## TASK GOAL
Provide an exact copy of the data, excluding the images.

## GIVEN DATA

───

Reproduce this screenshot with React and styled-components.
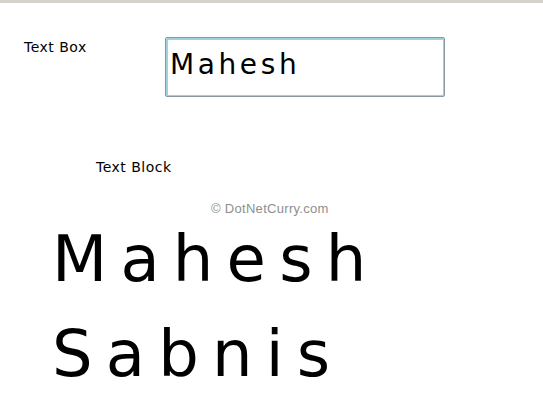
import React from "react";
import styled, { createGlobalStyle } from "styled-components";

const GlobalStyle = createGlobalStyle`
  html, body {
    margin: 0;
    padding: 0;
    background: #ffffff;
  }
  body {
    font-family: "DejaVu Sans", Verdana, sans-serif;
    color: #000;
  }
`;

const Page = styled.div`
  position: relative;
  width: 543px;
  height: 416px;
  overflow: hidden;
  background: #fff;
`;

const TopBar = styled.div`
  height: 3px;
  background: #d6d3cc;
`;

const FormRow = styled.div`
  display: grid;
  grid-template-columns: 141px 280px;
  align-items: start;
  margin-top: 34px;
  padding-left: 24px;
`;

const Label = styled.div`
  font-size: 14px;
  line-height: 15px;
  letter-spacing: 0.5px;
  margin-top: ${(p) => p.$top || 0}px;
  margin-left: ${(p) => p.$left || 0}px;
`;

const TextInput = styled.input`
  box-sizing: border-box;
  width: 280px;
  height: 60px;
  margin: 0;
  padding: 0 0 5px 4px;
  border: 1px solid #8a97a2;
  border-radius: 2px;
  box-shadow: inset 2px 2px 0 #9fd2df, inset -1px -1px 0 #9fd2df;
  background: #fff;
  font-family: "DejaVu Sans", Verdana, sans-serif;
  font-size: 28px;
  letter-spacing: 3.6px;
  color: #000;
  outline: none;
`;

const Watermark = styled.div`
  position: absolute;
  left: 211px;
  top: 201px;
  font-family: "Liberation Sans", Arial, sans-serif;
  font-size: 13px;
  line-height: 15px;
  letter-spacing: 0.3px;
  color: #8e8e8e;
`;

const BigText = styled.div`
  margin-top: 37px;
  padding-left: 52px;
  font-size: 64px;
  line-height: 95px;
  letter-spacing: 13.2px;
  color: #000;
`;

export default function App() {
  return (
    <>
      <GlobalStyle />
      <Page>
        <TopBar />
        <FormRow>
          <Label $top={3}>Text Box</Label>
          <TextInput type="text" value="Mahesh" readOnly />
        </FormRow>
        <Label $top={63} $left={96}>Text Block</Label>
        <BigText>
          Mahesh
          <br />
          Sabnis
        </BigText>
        <Watermark>© DotNetCurry.com</Watermark>
      </Page>
    </>
  );
}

───

## FINISHED ANSWER
Reproduce this screenshot with React and styled-components.
import React from "react";
import styled, { createGlobalStyle } from "styled-components";

const GlobalStyle = createGlobalStyle`
  html, body {
    margin: 0;
    padding: 0;
    background: #ffffff;
  }
  body {
    font-family: "DejaVu Sans", Verdana, sans-serif;
    color: #000;
  }
`;

const Page = styled.div`
  position: relative;
  width: 543px;
  height: 416px;
  overflow: hidden;
  background: #fff;
`;

const TopBar = styled.div`
  height: 3px;
  background: #d6d3cc;
`;

const FormRow = styled.div`
  display: grid;
  grid-template-columns: 141px 280px;
  align-items: start;
  margin-top: 34px;
  padding-left: 24px;
`;

const Label = styled.div`
  font-size: 14px;
  line-height: 15px;
  letter-spacing: 0.5px;
  margin-top: ${(p) => p.$top || 0}px;
  margin-left: ${(p) => p.$left || 0}px;
`;

const TextInput = styled.input`
  box-sizing: border-box;
  width: 280px;
  height: 60px;
  margin: 0;
  padding: 0 0 5px 4px;
  border: 1px solid #8a97a2;
  border-radius: 2px;
  box-shadow: inset 2px 2px 0 #9fd2df, inset -1px -1px 0 #9fd2df;
  background: #fff;
  font-family: "DejaVu Sans", Verdana, sans-serif;
  font-size: 28px;
  letter-spacing: 3.6px;
  color: #000;
  outline: none;
`;

const Watermark = styled.div`
  position: absolute;
  left: 211px;
  top: 201px;
  font-family: "Liberation Sans", Arial, sans-serif;
  font-size: 13px;
  line-height: 15px;
  letter-spacing: 0.3px;
  color: #8e8e8e;
`;

const BigText = styled.div`
  margin-top: 37px;
  padding-left: 52px;
  font-size: 64px;
  line-height: 95px;
  letter-spacing: 13.2px;
  color: #000;
`;

export default function App() {
  return (
    <>
      <GlobalStyle />
      <Page>
        <TopBar />
        <FormRow>
          <Label $top={3}>Text Box</Label>
          <TextInput type="text" value="Mahesh" readOnly />
        </FormRow>
        <Label $top={63} $left={96}>Text Block</Label>
        <BigText>
          Mahesh
          <br />
          Sabnis
        </BigText>
        <Watermark>© DotNetCurry.com</Watermark>
      </Page>
    </>
  );
}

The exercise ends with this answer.